The UN statement also called on the government of Cameroon to protect human rights defenders and ensure that its penal code, including the law that criminalizes "homosexual behavior," respects international human rights.
"The Government of Cameroon has a duty to end these abuses. It should provide adequate protection to human rights defenders working to protect the rights of LGBT persons," the statement said. "It also should use the ongoing review of the penal code to put forward amendments to Article 347 bis, with a view to bringing the article into compliance with Cameroon's international treaty obligations."

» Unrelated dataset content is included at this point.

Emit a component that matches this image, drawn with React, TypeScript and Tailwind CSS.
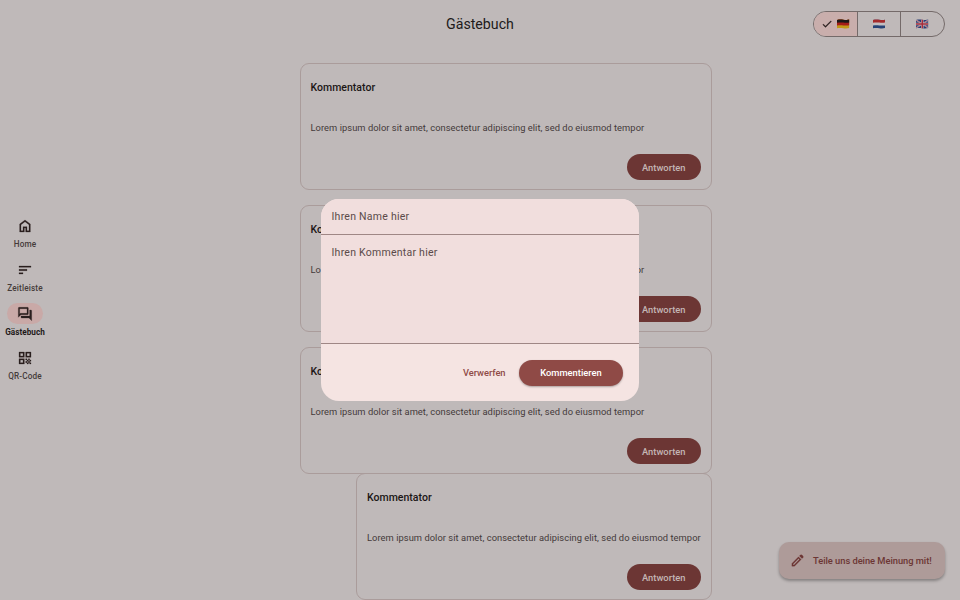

"President Biya must be thinking hard about the impact of these anti-gay laws on Cameroon's international reputation," said Andre Banks, executive director and co-founder of AllOut.org, the world's largest global LGBT equality organization. "Representatives from the U.S., the EU, the UK, and now the UN are standing in support of lesbian, gay, bi and trans people in Cameroon, backed by concerned people from all around the world. Cameroon's government needs to stop pretending these human rights violations aren't happening under their watch."
In the lead-up to these hearings, attorneys and LGBT human rights defenders Alice Nkom and Michel Togué, who are defending Roger, Francky and Jonas, have been receiving numerous anonymous death threats via SMS warning them not to attend the hearings.
"Threats like these show us that the fight must continue," said Nkom. "If Cameroon's leaders don't end these anti-gay laws now, homophobic threats, violence and arrests will continue unchecked."
"Myself, my wife and my family have all received threats like these, all because I defend people who are accused of 'homosexual behavior,'" said Togué. "It's time for Cameroon to stop throwing innocent people in jail for being different, like Francky and Jonas, and end this hate."
"We strongly condemn the threats against Alice Nkom and Michel Togué for their brave work defending people charged under Cameroon's anti-gay law," said Andre Banks. "The police must ensure their ongoing safety throughout the course of Francky's and Jonas' case and others like it. It's time to end the anti-gay law in Cameroon before more people get caught in the crosshairs."